▶ [Information shown]:
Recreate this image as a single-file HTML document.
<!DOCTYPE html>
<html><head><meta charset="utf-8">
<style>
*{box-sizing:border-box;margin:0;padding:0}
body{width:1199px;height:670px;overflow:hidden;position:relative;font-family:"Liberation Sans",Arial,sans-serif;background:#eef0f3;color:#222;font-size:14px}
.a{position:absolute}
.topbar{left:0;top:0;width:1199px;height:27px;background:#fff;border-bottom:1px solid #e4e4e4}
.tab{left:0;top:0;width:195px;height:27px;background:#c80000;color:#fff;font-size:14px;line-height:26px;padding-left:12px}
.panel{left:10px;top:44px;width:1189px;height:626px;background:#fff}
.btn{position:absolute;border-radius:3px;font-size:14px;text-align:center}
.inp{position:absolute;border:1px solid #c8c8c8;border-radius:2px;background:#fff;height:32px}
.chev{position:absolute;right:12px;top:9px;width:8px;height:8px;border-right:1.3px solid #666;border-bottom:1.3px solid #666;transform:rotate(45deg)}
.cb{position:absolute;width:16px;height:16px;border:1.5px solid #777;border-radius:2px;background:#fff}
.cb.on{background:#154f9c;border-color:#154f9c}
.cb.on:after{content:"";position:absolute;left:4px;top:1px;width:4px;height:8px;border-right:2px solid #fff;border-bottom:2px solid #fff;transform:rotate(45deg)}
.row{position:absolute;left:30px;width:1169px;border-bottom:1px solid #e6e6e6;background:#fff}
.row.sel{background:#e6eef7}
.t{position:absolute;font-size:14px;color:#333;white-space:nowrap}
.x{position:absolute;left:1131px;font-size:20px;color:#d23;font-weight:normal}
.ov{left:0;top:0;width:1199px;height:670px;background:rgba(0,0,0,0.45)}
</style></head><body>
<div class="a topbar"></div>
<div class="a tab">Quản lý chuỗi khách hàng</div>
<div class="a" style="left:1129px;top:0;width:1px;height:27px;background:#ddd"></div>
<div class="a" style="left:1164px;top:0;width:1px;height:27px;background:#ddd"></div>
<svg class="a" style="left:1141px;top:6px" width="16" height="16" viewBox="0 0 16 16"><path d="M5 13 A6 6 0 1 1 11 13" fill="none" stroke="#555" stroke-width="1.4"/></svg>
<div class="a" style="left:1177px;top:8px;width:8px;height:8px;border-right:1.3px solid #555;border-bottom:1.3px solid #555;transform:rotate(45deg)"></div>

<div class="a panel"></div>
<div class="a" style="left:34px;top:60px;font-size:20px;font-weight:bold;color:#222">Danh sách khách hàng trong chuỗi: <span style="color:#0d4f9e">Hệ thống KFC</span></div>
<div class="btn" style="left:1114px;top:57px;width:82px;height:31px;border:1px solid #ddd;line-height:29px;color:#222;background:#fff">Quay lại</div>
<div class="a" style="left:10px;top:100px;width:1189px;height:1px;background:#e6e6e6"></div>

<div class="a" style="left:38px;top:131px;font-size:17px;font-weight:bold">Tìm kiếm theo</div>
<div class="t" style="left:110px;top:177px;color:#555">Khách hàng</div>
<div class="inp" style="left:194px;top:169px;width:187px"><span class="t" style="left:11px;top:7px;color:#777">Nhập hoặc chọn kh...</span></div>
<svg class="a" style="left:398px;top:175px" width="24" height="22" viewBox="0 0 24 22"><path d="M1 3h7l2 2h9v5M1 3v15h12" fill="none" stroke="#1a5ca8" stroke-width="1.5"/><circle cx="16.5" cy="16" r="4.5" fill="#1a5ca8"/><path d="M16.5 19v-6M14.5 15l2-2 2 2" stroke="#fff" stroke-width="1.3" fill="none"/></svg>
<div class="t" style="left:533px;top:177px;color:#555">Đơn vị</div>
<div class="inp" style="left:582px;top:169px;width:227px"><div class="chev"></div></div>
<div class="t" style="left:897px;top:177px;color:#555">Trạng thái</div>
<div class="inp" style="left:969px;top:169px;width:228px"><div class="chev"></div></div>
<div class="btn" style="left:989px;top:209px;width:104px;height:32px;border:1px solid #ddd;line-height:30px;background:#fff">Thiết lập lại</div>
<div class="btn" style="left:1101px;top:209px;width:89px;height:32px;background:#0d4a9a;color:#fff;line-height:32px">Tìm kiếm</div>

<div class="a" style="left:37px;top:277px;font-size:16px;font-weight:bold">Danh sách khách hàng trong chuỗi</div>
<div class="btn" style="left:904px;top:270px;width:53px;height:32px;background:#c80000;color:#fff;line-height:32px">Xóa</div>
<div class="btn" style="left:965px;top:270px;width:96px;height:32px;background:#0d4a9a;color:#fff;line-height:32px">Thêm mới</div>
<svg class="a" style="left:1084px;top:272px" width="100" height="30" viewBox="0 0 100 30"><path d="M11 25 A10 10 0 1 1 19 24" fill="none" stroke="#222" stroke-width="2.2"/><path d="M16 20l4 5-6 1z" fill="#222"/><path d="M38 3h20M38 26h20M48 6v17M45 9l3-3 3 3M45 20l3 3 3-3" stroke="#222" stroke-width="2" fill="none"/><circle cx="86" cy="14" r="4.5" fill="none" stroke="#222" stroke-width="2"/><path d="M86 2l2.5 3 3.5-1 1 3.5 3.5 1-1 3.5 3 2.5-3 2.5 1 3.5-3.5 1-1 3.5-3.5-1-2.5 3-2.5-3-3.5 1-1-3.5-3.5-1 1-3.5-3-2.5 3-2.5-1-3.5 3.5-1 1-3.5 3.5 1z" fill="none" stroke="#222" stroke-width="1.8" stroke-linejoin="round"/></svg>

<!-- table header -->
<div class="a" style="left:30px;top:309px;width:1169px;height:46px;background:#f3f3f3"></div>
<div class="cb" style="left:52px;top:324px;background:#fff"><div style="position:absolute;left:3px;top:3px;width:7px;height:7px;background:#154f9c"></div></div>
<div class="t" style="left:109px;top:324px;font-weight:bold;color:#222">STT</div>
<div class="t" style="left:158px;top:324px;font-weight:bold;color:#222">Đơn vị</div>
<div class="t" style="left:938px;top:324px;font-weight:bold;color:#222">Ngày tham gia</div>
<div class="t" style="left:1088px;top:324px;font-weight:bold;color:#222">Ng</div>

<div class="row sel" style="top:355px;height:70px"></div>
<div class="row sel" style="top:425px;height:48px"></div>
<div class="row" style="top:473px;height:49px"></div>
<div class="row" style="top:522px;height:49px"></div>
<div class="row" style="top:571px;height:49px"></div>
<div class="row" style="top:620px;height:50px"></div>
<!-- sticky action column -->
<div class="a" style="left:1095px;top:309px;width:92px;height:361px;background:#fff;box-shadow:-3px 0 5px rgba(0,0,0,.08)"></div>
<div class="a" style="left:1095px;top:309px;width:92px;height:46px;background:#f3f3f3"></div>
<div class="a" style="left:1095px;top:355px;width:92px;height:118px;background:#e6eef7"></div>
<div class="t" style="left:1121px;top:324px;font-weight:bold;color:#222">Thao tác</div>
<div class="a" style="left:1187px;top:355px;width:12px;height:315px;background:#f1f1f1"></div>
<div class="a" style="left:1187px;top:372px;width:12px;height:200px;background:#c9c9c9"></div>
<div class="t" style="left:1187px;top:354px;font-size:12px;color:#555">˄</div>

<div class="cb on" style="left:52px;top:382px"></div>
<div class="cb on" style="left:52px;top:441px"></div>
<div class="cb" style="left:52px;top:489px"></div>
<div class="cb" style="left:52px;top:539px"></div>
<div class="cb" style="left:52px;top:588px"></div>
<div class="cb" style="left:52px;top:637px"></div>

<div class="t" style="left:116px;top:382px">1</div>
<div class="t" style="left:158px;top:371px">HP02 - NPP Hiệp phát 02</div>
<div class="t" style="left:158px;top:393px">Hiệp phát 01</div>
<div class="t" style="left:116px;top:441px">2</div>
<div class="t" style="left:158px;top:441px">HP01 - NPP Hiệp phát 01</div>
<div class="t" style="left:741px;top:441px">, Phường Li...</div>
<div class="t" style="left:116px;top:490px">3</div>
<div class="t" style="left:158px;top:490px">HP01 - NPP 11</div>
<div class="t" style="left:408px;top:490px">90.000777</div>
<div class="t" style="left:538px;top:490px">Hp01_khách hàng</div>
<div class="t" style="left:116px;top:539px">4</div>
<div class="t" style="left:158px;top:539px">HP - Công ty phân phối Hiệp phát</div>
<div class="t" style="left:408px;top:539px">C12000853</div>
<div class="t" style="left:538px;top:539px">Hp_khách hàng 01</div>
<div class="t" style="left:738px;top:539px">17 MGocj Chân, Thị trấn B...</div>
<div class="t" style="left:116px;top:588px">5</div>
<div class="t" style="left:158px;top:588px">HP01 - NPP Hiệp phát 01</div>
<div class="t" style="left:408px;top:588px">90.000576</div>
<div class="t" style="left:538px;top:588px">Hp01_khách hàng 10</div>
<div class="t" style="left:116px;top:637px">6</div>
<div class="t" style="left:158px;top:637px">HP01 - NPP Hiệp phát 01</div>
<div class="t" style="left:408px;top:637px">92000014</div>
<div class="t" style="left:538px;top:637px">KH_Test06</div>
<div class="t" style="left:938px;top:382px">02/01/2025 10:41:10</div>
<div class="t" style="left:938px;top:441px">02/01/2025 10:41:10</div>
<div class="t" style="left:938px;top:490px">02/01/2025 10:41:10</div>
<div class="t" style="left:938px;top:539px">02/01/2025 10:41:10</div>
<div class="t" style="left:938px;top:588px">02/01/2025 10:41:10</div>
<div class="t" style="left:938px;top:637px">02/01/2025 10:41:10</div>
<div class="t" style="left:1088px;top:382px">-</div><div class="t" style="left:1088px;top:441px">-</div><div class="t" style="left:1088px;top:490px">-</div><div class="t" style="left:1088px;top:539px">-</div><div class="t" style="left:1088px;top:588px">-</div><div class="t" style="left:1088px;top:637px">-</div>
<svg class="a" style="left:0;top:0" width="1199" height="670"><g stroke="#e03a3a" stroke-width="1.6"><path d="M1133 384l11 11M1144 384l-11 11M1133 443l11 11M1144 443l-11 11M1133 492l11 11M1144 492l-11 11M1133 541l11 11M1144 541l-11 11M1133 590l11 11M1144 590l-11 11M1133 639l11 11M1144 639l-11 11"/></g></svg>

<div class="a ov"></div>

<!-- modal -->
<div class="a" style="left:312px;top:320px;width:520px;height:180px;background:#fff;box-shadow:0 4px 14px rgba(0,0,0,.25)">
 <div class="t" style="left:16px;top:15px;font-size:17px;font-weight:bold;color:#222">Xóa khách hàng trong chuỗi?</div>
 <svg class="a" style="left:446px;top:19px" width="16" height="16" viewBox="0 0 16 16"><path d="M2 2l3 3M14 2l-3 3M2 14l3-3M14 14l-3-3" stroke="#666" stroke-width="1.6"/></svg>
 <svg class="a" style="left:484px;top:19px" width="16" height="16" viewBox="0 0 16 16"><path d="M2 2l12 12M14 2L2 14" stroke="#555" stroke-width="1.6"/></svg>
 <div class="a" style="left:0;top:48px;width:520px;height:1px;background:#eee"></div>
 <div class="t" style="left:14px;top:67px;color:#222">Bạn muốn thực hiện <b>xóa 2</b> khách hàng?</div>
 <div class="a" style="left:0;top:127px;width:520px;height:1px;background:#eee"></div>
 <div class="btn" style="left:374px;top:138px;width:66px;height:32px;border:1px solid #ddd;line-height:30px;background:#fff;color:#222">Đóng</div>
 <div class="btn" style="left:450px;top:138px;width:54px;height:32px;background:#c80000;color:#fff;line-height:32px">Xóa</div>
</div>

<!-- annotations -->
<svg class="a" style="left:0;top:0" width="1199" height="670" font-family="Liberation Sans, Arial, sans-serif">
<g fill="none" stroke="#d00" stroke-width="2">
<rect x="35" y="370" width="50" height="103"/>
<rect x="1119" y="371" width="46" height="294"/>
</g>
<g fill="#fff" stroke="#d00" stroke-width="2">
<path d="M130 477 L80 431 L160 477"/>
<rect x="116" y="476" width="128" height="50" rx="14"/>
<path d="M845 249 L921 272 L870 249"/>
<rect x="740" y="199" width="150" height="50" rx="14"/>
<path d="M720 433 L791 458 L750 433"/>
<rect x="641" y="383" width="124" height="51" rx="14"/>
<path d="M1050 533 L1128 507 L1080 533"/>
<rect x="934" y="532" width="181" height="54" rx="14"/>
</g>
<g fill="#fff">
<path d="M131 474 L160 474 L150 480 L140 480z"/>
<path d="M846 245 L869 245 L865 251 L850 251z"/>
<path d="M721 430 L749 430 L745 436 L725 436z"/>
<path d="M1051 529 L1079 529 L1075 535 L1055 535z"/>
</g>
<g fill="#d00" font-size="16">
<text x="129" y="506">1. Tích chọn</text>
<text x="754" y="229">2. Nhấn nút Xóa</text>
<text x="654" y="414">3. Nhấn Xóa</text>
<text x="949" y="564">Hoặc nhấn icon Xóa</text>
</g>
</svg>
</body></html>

▶ [Exercise goal]: Give the lines again, exactly as they stand, from the beginning of the data through the line with "solid #555;border-bottom:1.3px solid".

▶ [Result of this task]:
Recreate this image as a single-file HTML document.
<!DOCTYPE html>
<html><head><meta charset="utf-8">
<style>
*{box-sizing:border-box;margin:0;padding:0}
body{width:1199px;height:670px;overflow:hidden;position:relative;font-family:"Liberation Sans",Arial,sans-serif;background:#eef0f3;color:#222;font-size:14px}
.a{position:absolute}
.topbar{left:0;top:0;width:1199px;height:27px;background:#fff;border-bottom:1px solid #e4e4e4}
.tab{left:0;top:0;width:195px;height:27px;background:#c80000;color:#fff;font-size:14px;line-height:26px;padding-left:12px}
.panel{left:10px;top:44px;width:1189px;height:626px;background:#fff}
.btn{position:absolute;border-radius:3px;font-size:14px;text-align:center}
.inp{position:absolute;border:1px solid #c8c8c8;border-radius:2px;background:#fff;height:32px}
.chev{position:absolute;right:12px;top:9px;width:8px;height:8px;border-right:1.3px solid #666;border-bottom:1.3px solid #666;transform:rotate(45deg)}
.cb{position:absolute;width:16px;height:16px;border:1.5px solid #777;border-radius:2px;background:#fff}
.cb.on{background:#154f9c;border-color:#154f9c}
.cb.on:after{content:"";position:absolute;left:4px;top:1px;width:4px;height:8px;border-right:2px solid #fff;border-bottom:2px solid #fff;transform:rotate(45deg)}
.row{position:absolute;left:30px;width:1169px;border-bottom:1px solid #e6e6e6;background:#fff}
.row.sel{background:#e6eef7}
.t{position:absolute;font-size:14px;color:#333;white-space:nowrap}
.x{position:absolute;left:1131px;font-size:20px;color:#d23;font-weight:normal}
.ov{left:0;top:0;width:1199px;height:670px;background:rgba(0,0,0,0.45)}
</style></head><body>
<div class="a topbar"></div>
<div class="a tab">Quản lý chuỗi khách hàng</div>
<div class="a" style="left:1129px;top:0;width:1px;height:27px;background:#ddd"></div>
<div class="a" style="left:1164px;top:0;width:1px;height:27px;background:#ddd"></div>
<svg class="a" style="left:1141px;top:6px" width="16" height="16" viewBox="0 0 16 16"><path d="M5 13 A6 6 0 1 1 11 13" fill="none" stroke="#555" stroke-width="1.4"/></svg>
<div class="a" style="left:1177px;top:8px;width:8px;height:8px;border-right:1.3px solid #555;border-bottom:1.3px solid #555;transform:rotate(45deg)"></div>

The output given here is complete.